When Paul went to Athens, he was met by the skepticism of the Epicureans and Stoics. Can’t you just hear the disdain in their voices as they asked, “What will this babbler say?” But this “babbler” cut straight to the chase! He rebuked the “ignorant worship” of the “unknown God.” He explained that the one God is knowable – not the hypothetical God of human opinions, not the political deity who changed from nation to nation. And here’s the great news about this great and only God: “In Him we live, and move, and have our being.” (Compare this with Mrs. Eddy’s statement in Ret. 93: 17)

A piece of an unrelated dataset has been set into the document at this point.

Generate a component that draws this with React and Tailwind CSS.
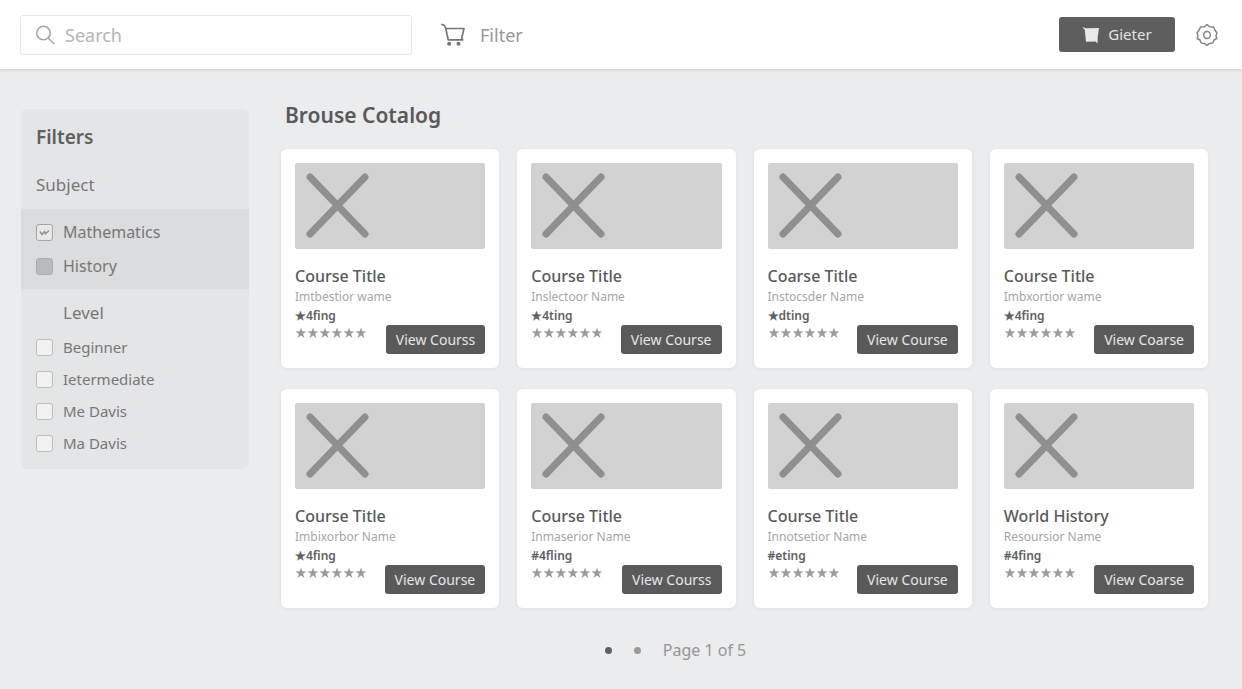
import React from "react";

const courses = [
  { title: "Course Title", instructor: "Imtbestior wame", rating: "★4fing", action: "View Courss" },
  { title: "Course Title", instructor: "Inslectoor Name", rating: "★4ting", action: "View Course" },
  { title: "Coarse Title", instructor: "Instocsder Name", rating: "★dting", action: "View Course" },
  { title: "Course Title", instructor: "Imbxortior wame", rating: "★4fing", action: "View Coarse" },
  { title: "Course Title", instructor: "Imbixorbor Name", rating: "★4fing", action: "View Course" },
  { title: "Course Title", instructor: "Inmaserior Name", rating: "#4fling", action: "View Courss" },
  { title: "Course Title", instructor: "Innotsetior Name", rating: "#eting", action: "View Course" },
  { title: "World History", instructor: "Resoursior Name", rating: "#4fing", action: "View Coarse" },
];

const levels = ["Beginner", "Ietermediate", "Me Davis", "Ma Davis"];

function Star() {
  return (
    <svg viewBox="0 0 12 12" className="size-3" fill="currentColor" aria-hidden="true">
      <path d="M6 .5 7.3 4.2 11.4 4.4 8.2 6.8 9.4 11 6 8.6 2.6 11 3.8 6.8.6 4.4 4.7 4.2Z" />
    </svg>
  );
}

function SearchIcon() {
  return (
    <svg viewBox="0 0 22 22" className="size-[22px] shrink-0 text-[#a5a5a5]" fill="none" stroke="currentColor" strokeWidth="1.6" strokeLinecap="round" aria-hidden="true">
      <circle cx="8.500" cy="9" r="6.800" />
      <path d="m13.500 14.500 5.500 5" />
    </svg>
  );
}

function CartIcon() {
  return (
    <svg viewBox="0 0 26 26" className="size-[26px] text-[#777777]" fill="none" stroke="currentColor" strokeWidth="1.7" strokeLinecap="round" strokeLinejoin="round" aria-hidden="true">
      <path d="M2 2.500 4.500 3.500 5.800 6.500 8.200 17.800H22.500" />
      <path d="M6 6.500H24L21.800 15.500 22.500 17.800" />
      <circle cx="9.200" cy="21.800" r="1.200" fill="currentColor" />
      <circle cx="18.500" cy="21.800" r="1.200" fill="currentColor" />
    </svg>
  );
}

function BasketIcon() {
  return (
    <svg viewBox="0 0 18 18" className="size-[18px] text-[#e8e8e8]" fill="currentColor" aria-hidden="true">
      <path d="M.5 1 4 2.200 17 2 15.800 10 15.500 17.500 13.500 15.500 4 15.800 2.800 4Z" />
    </svg>
  );
}

function GearIcon() {
  return (
    <svg viewBox="0 0 24 24" className="size-6" fill="none" stroke="currentColor" strokeWidth="1.5" strokeLinejoin="round" aria-hidden="true">
      <path d="M12 1.500 14.500 3.800 18.500 4 20 7.300 22 10 21 12.500 21.800 15.500 19 17 17.800 20 14.500 20.400 12 22.500 9.500 20.400 6.200 20 5 17 2.200 15.500 3 12.500 2 10 4 7.300 5.500 4 9.500 3.800Z" />
      <circle cx="12" cy="12" r="3.400" />
    </svg>
  );
}

const boxStyles = {
  empty: "border-[#bcbdbe] bg-[#f2f2f3]",
  check: "border-[#a5a5a7] bg-[#e8e8e9]",
  filled: "border-[#aaabae] bg-[#b9babd]",
};

function Option({ label, className, box = "empty" }) {
  return (
    <label className={`flex items-center gap-2.5 text-[#777777] ${className}`}>
      <span className="grid size-[17px] shrink-0 place-items-center">
        <input
          type="checkbox"
          defaultChecked={box === "check"}
          className={`peer col-start-1 row-start-1 size-[17px] appearance-none rounded-[3px] border ${boxStyles[box]}`}
        />
        <svg viewBox="0 0 17 17" className="pointer-events-none invisible col-start-1 row-start-1 size-[17px] text-[#909092] peer-checked:visible" fill="none" stroke="currentColor" strokeWidth="1.4" aria-hidden="true">
          <path d="M4 7.500 6 10.500 8.500 7.500 9.500 9.800 13 6.500" />
        </svg>
      </span>
      {label}
    </label>
  );
}

function CourseCard({ title, instructor, rating, action }) {
  return (
    <article className="flex flex-col rounded-md bg-white p-3.5 shadow-[0_1px_4px_rgba(0,0,0,0.06)]">
      <div className="h-[86px] rounded-xs bg-[#d2d2d2]">
        <svg viewBox="0 0 84 86" className="h-full text-[#8f8f8f]" fill="none" stroke="currentColor" strokeWidth="7" strokeLinecap="round" aria-hidden="true">
          <path d="M15 14 70 71M70 14 15 71" />
        </svg>
      </div>
      <h2 className="mt-4 text-base leading-[22px] font-medium text-[#595959]">{title}</h2>
      <p className="text-xs leading-5 text-[#a6a6a6]">{instructor}</p>
      <p className="text-xs leading-[18px] font-semibold text-[#606060]">{rating}</p>
      <div className="flex items-start justify-between">
        <div className="flex pt-0.5 text-[#9c9c9c]" role="img" aria-label="6 stars">
          {[0, 1, 2, 3, 4, 5].map((n) => (
            <Star key={n} />
          ))}
        </div>
        <button className="h-[29px] rounded-[3px] bg-[#5a5a5a] px-2.5 text-sm whitespace-nowrap text-[#e6e6e6]">{action}</button>
      </div>
    </article>
  );
}

export default function App() {
  return (
    <div className="min-h-screen bg-[#ebeced] font-['Noto_Sans',sans-serif]">
      <header className="flex h-[69px] items-center bg-white pr-[23px] pl-5 shadow-[0_1px_3px_rgba(0,0,0,0.12)]">
        <label className="flex h-10 w-[392px] items-center gap-2 rounded-[3px] border border-[#e7e7e7] px-3.5">
          <SearchIcon />
          <input type="search" aria-label="Search" placeholder="Search" className="min-w-0 flex-1 bg-transparent text-lg outline-none placeholder:text-[#b5b5b5]" />
        </label>
        <button className="ml-7 flex items-center gap-3.5 text-lg text-[#979797]">
          <CartIcon />
          Filter
        </button>
        <button className="ml-auto flex h-[35px] w-[116px] items-center justify-center gap-2 rounded-[3px] bg-[#5e5e5e] text-[15px] text-[#e4e4e4]">
          <BasketIcon />
          Gieter
        </button>
        <button aria-label="Settings" className="ml-5 text-[#858585]">
          <GearIcon />
        </button>
      </header>

      <div className="flex items-start gap-8 pr-[34px] pl-[21px]">
        <aside className="mt-10 w-[228px] shrink-0 rounded-md bg-[#e4e5e6] pb-2.5">
          <h2 className="px-[15px] pt-3.5 text-[19px] leading-7 font-semibold text-[#606060]">Filters</h2>
          <h3 className="mt-5 px-[15px] text-[17px] leading-7 text-[#777777]">Subject</h3>
          <div className="mt-2.5 bg-[#dbdcde] px-[15px] py-1.5">
            <Option label="Mathematics" className="h-[34px] text-base" box="check" />
            <Option label="History" className="h-[34px] text-base" box="filled" />
          </div>
          <h3 className="mt-2.5 pl-[42px] text-[17px] leading-7 text-[#777777]">Level</h3>
          <div className="mt-1 px-[15px]">
            {levels.map((level) => (
              <Option key={level} label={level} className="h-8 text-[15px]" />
            ))}
          </div>
        </aside>

        <main className="min-w-0 flex-1">
          <h1 className="mt-7 px-1 text-[21px] leading-9 font-semibold text-[#595959]">Brouse Cotalog</h1>
          <div className="mt-4 grid grid-cols-4 gap-x-[18px] gap-y-[21px]">
            {courses.map((course, i) => (
              <CourseCard key={i} {...course} />
            ))}
          </div>
          <nav aria-label="Pagination" className="mt-[30px] flex items-center justify-center gap-[22px] pr-[138px] text-[#969696]">
            <button aria-label="Page 1" className="size-[7px] rounded-full bg-[#606060]" />
            <button aria-label="Page 2" className="size-[7px] rounded-full bg-[#999999]" />
            <span className="text-base">Page 1 of 5</span>
          </nav>
        </main>
      </div>
    </div>
  );
}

And here is yet another promise about this great, knowable God: “We know that all things work together for good to them that love God, to them who are the called according to His purpose.”(B19) In the oneness of God there are no ideas at cross-purposes. No right idea interferes with any other idea in the whole universe. Do you think of yourself as “called according to His purpose?” You are. And what is that purpose? To glorify Him. Here are two more questions to consider
this week:
– If God be for us, who can be against us?

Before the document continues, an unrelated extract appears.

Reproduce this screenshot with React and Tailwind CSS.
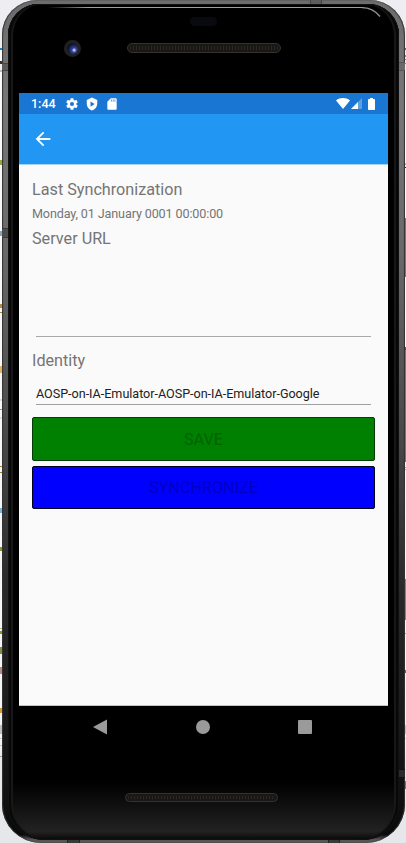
const leftSpecks = [
  'top-[48px] h-[2px] bg-[#1686cf]', 'top-[50px] h-[14px] bg-white', 'top-[61px] h-[3px] bg-[#333]', 'top-[70px] h-[2px] bg-[#b9bccb]',
  'top-[160px] h-[5px] bg-[#9aa63a]', 'top-[231px] h-[5px] bg-[#7fa9bb]', 'top-[304px] h-[4px] bg-[#bb8a4c]',
  'top-[312px] h-px bg-[#a88a30]', 'top-[366px] h-[7px] bg-[#ddb860]', 'top-[399px] h-[2px] bg-[#dcdce4]',
  'top-[409px] h-px bg-[#a1a239]', 'top-[417px] h-[2px] bg-[#dcdce4]', 'top-[466px] h-px bg-[#a07f35]',
  'top-[472px] h-px bg-[#a07f35]', 'top-[508px] h-[5px] bg-[#7cb5d8]', 'top-[547px] h-[4px] bg-[#8d9633]',
  'top-[628px] h-px bg-[#c4c270]', 'top-[631px] h-[3px] bg-[#92962e]', 'top-[647px] h-[7px] bg-[#83933c]',
  'top-[667px] h-[7px] bg-[#b98b83]', 'top-[708px] h-[5px] bg-[#d89a3d]', 'top-[725px] h-[9px] bg-[#bfc0c4]',
  'top-[738px] h-px bg-[#c8c9ce]', 'top-[745px] h-px bg-[#c8c9ce]', 'top-[756px] h-px bg-[#a0a0a0]',
];
const rightSpecks = [
  'top-[48px] h-[2px] bg-[#1686cf]', 'top-[55px] h-[2px] bg-[#a17bb8]', 'top-[59px] h-px bg-[#a17bb8]', 'top-[63px] h-px bg-[#a17bb8]',
  'top-[163px] h-[2px] bg-[#c3a6cf]', 'top-[167px] h-px bg-[#1818a8]', 'top-[218px] h-[59px] bg-[#777]',
  'top-[347px] h-[3px] bg-[#555]', 'top-[350px] h-[112px] bg-[#777]', 'top-[467px] h-px bg-[#c5a562]',
  'top-[469px] h-px bg-[#c5a562]', 'top-[579px] h-[41px] bg-[#858585]', 'top-[633px] h-px bg-[#c5a562]',
  'top-[670px] h-[3px] bg-[#9c5a2c]', 'top-[725px] h-[9px] bg-[#bfc0c4]', 'top-[738px] h-px bg-[#c8c9ce]', 'top-[781px] h-[8px] bg-[#777]',
];

function Speaker({ className }) {
  return (
    <div className={`rounded-full border border-[#343230] bg-[#1a1815] p-[2px] ${className}`}>
      <div className="h-full rounded-full bg-[repeating-linear-gradient(90deg,#2c2924_0_1px,#1a1815_1px_3px)]" />
    </div>
  );
}

function StatusBar() {
  return (
    <div className="flex h-[21px] items-center bg-[#1976d2] pl-[12px] pr-[13px] text-white">
      <span className="w-[26px] text-[12.5px] font-medium leading-[21px] whitespace-nowrap">1:44</span>
      <svg className="ml-[8px] size-[14px]" viewBox="0 0 24 24" fill="currentColor">
        <path d="M19.43 12.98c.04-.32.07-.64.07-.98s-.03-.66-.07-.98l2.11-1.65c.19-.15.24-.42.12-.64l-2-3.46c-.12-.22-.39-.3-.61-.22l-2.49 1c-.52-.4-1.08-.73-1.69-.98l-.38-2.65A.49.49 0 0 0 14 2h-4c-.25 0-.46.18-.49.42l-.38 2.65c-.61.25-1.17.59-1.69.98l-2.49-1c-.23-.09-.49 0-.61.22l-2 3.46c-.13.22-.07.49.12.64l2.11 1.65c-.04.32-.07.65-.07.98s.03.66.07.98l-2.11 1.65c-.19.15-.24.42-.12.64l2 3.46c.12.22.39.3.61.22l2.49-1c.52.4 1.08.73 1.69.98l.38 2.65c.03.24.24.42.49.42h4c.25 0 .46-.18.49-.42l.38-2.65c.61-.25 1.17-.59 1.69-.98l2.49 1c.23.09.49 0 .61-.22l2-3.46c.12-.22.07-.49-.12-.64l-2.11-1.65zM12 15.5a3.5 3.5 0 1 1 0-7 3.5 3.5 0 0 1 0 7z" />
      </svg>
      <svg className="ml-[6px] size-[14px]" viewBox="0 0 24 24" fill="currentColor" fillRule="evenodd">
        <path d="M12 1 3 5v6c0 5.55 3.84 10.74 9 12 5.16-1.26 9-6.45 9-12V5l-9-4zM9.500 7.500l7 4.500-7 4.500V7.500z" />
      </svg>
      <svg className="ml-[6px] size-[14px]" viewBox="0 0 24 24" fill="currentColor">
        <path d="M18 2h-8L4.02 8 4 20c0 1.1.9 2 2 2h12c1.1 0 2-.9 2-2V4c0-1.1-.9-2-2-2z" />
        <path d="M10 4h2v4h-2zM13 4h2v4h-2zM16 4h2v4h-2z" fill="#1976d2" opacity=".55" />
      </svg>
      <svg className="ml-auto h-[11px] w-[14px]" viewBox="0 0 14 11" fill="currentColor">
        <path d="M0 2.4C4-.7 10-.7 14 2.4L7 11z" />
      </svg>
      <svg className="ml-[1px] h-[11px] w-[11px]" viewBox="0 0 11 11" fill="currentColor">
        <path d="M0 11 11 0v11z" opacity=".3" />
        <path d="M0 11 7 4v7z" />
      </svg>
      <svg className="ml-[6px] h-[12px] w-[7px]" viewBox="0 0 7 12" fill="currentColor">
        <path d="M2 0h3v1h1.2q.8 0 .8.8v9.4q0 .8-.8.8H.8Q0 12 0 11.200V1.800Q0 1 .8 1H2z" />
      </svg>
    </div>
  );
}

export default function App() {
  return (
    <div className="relative h-[843px] w-[406px] overflow-hidden bg-[linear-gradient(#ededf2_0_70px,#fafafa_72px,#f4f4f7_740px,#e6e7ea_760px)] font-['Roboto',sans-serif]">
      {leftSpecks.map((c) => <i key={c} className={`absolute left-0 w-[3px] ${c}`} />)}
      {rightSpecks.map((c) => <i key={c} className={`absolute right-0 w-[2px] ${c}`} />)}

      <div className="relative ml-[2px] h-[843px] w-[403px] rounded-t-[35px] rounded-b-[39px] bg-[linear-gradient(#6c6c6c,#777_12%,#696969_30%,#484848_52%,#292929_70%,#151515_90%,#0a0a0a_99%,#5a5657_99.600%)] px-[6px] pt-[4px] pb-[3px] shadow-[inset_1px_0_1px_#333,inset_-1px_0_1px_#333]">
        <i className="absolute top-[63px] left-0 h-[8px] w-[7px] border-y border-[#444] bg-[#5c5c5c]" />
        <i className="absolute top-[228px] left-0 h-[10px] w-[7px] border-y border-[#3a3a3a] bg-[#4c4c4c]" />
        <i className="absolute top-[62px] right-0 h-[9px] w-[7px] border-y border-[#555] bg-[#6a6a6a]" />
        <i className="absolute top-[769px] right-0 h-[9px] w-[6px] border-y border-[#111] bg-[#2b2b2b]" />
        <i className="absolute top-0 left-[308px] h-[4px] w-[12px] border-x border-[#444] bg-[#5c5c5c]" />
        <i className="absolute bottom-0 left-[65px] h-[3px] w-[13px] border-x border-[#222] bg-[#3a3a3a]" />
        <i className="absolute bottom-0 left-[326px] h-[3px] w-[12px] border-x border-[#222] bg-[#3a3a3a]" />
        <div className="relative flex h-[836px] flex-col rounded-t-[31px] rounded-b-[36px] bg-[linear-gradient(#000_0_93%,#0b0b0b_95%,#222_99%,#080808)] px-[11px] pt-[89px] shadow-[inset_0_0_0_1px_#111,inset_3px_0_1px_#070707,inset_5px_0_1px_#1a1a1a,inset_-3px_0_1px_#070707,inset_-5px_0_1px_#1a1a1a]">
          <i className="absolute top-[3px] left-[40px] h-px w-[315px] bg-[linear-gradient(90deg,transparent,#9b9f9f_40px)]" />
          <svg className="absolute top-[3px] left-[354px] h-[14px] w-[20px]" viewBox="0 0 20 14" fill="none">
            <path d="M0 .6Q11 .8 18 9.500" stroke="#8f9393" strokeWidth="1.300" />
          </svg>
          <i className="absolute top-[13px] left-[182px] h-[9px] w-[27px] rounded-full bg-[#090a0f]" />
          <Speaker className="absolute top-[39px] left-[119px] h-[10px] w-[154px]" />
          <div className="absolute top-[36px] left-[56px] grid size-[17px] place-items-center rounded-full bg-[#222122]">
            <div className="size-[11px] rounded-full bg-[radial-gradient(circle_at_65%_65%,#b5bcfa_0_8%,#3545a0_22%,#15183f_55%,#07080f_85%)]" />
          </div>

          <div className="flex h-[613px] w-[369px] flex-col border-b border-[#c3c5c5] bg-[#fafafa]">
            <StatusBar />
            <div className="flex h-[51px] items-center border-b border-[#a8d2f5] bg-[#2196f3] pl-[13px]">
              <svg className="size-[22px]" viewBox="0 0 24 24" fill="white">
                <path d="M20 11H7.830l5.590-5.590L12 4l-8 8 8 8 1.410-1.410L7.830 13H20v-2z" />
              </svg>
            </div>
            <main className="flex flex-col pt-[13px] pr-[13px] pl-[13px] text-[#757575]">
              <h2 className="h-[24px] text-[16.2px] leading-[24px]">Last Synchronization</h2>
              <p className="h-[25px] text-[12.6px] leading-[24px] tracking-[-0.13px]">Monday, 01 January 0001 00:00:00</p>
              <h2 className="h-[24px] text-[16.2px] leading-[24px]">Server URL</h2>
              <div className="mx-[4px] h-[86px] border-b border-[#a9a9a9]" />
              <h2 className="mt-[12px] h-[24px] text-[16.2px] leading-[24px]">Identity</h2>
              <div className="mx-[4px] h-[32px] border-b border-[#a0a0a0] pt-[10px] text-[12.6px] leading-[22px] tracking-[-0.03px] whitespace-nowrap text-[#212121]">AOSP-on-IA-Emulator-AOSP-on-IA-Emulator-Google</div>
              <button className="mt-[12px] h-[44px] w-[343px] rounded-[2px] border border-[#073b07] bg-[#008000] pt-[2px] text-[16.2px] text-[#006200]">SAVE</button>
              <button className="mt-[5px] h-[43px] w-[343px] rounded-[2px] border border-[#000020] bg-[#0000ff] pt-[2px] text-[16.2px] text-[#0000c4]">SYNCHRONIZE</button>
            </main>
          </div>

          <div className="flex h-[42px] items-center pl-[74px] text-[#9a9a9a]">
            <svg className="h-[16px] w-[14px]" viewBox="0 0 14 16" fill="currentColor"><path d="M0 8 14 .5v15z" /></svg>
            <i className="ml-[89px] size-[14px] rounded-full bg-[#9a9a9a]" />
            <i className="ml-[88px] size-[14px] rounded-[1px] bg-[#9a9a9a]" />
          </div>
          <Speaker className="mt-[45px] ml-[106px] h-[9px] w-[153px]" />
        </div>
      </div>
    </div>
  );
}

– How can there be more than all?
Here are two terms you’ll want to know:
Agnosticism – (theology) A theory that does not deny God, but denies the possibilityof knowing Him.
Pagan – one who has no religion (formerly, one who is not a Christian – from the Late Latin “civilian”, i.e., not a soldier of Christ).
SECTION VI – Alleluia! – God is with us!
“Alleluia: for the Lord God omnipotent reigneth.” What better way to live Christian Science than to live with the constant, joyful acknowledgment that God is all-powerful, ever-present, and that He is always with us. In His presence, there is no sorrow, no crying, no pain, for “the former things” (the false beliefs) “are passed away.” Give God the glory in all things. Wherever there claims to be lack (of comfort, of hope, of understanding, or even of supply) we can “rejoice in the affluence of our God.” (SH28)
Here’s a great summation of this lesson from My. 174:25-28: “To-day my soul can only sing and soar. An increasing sense of God’s love, omnipresence and omnipotence enfolds me. Each day I know Him nearer, love Him more, and humbly pray to serve Him better.”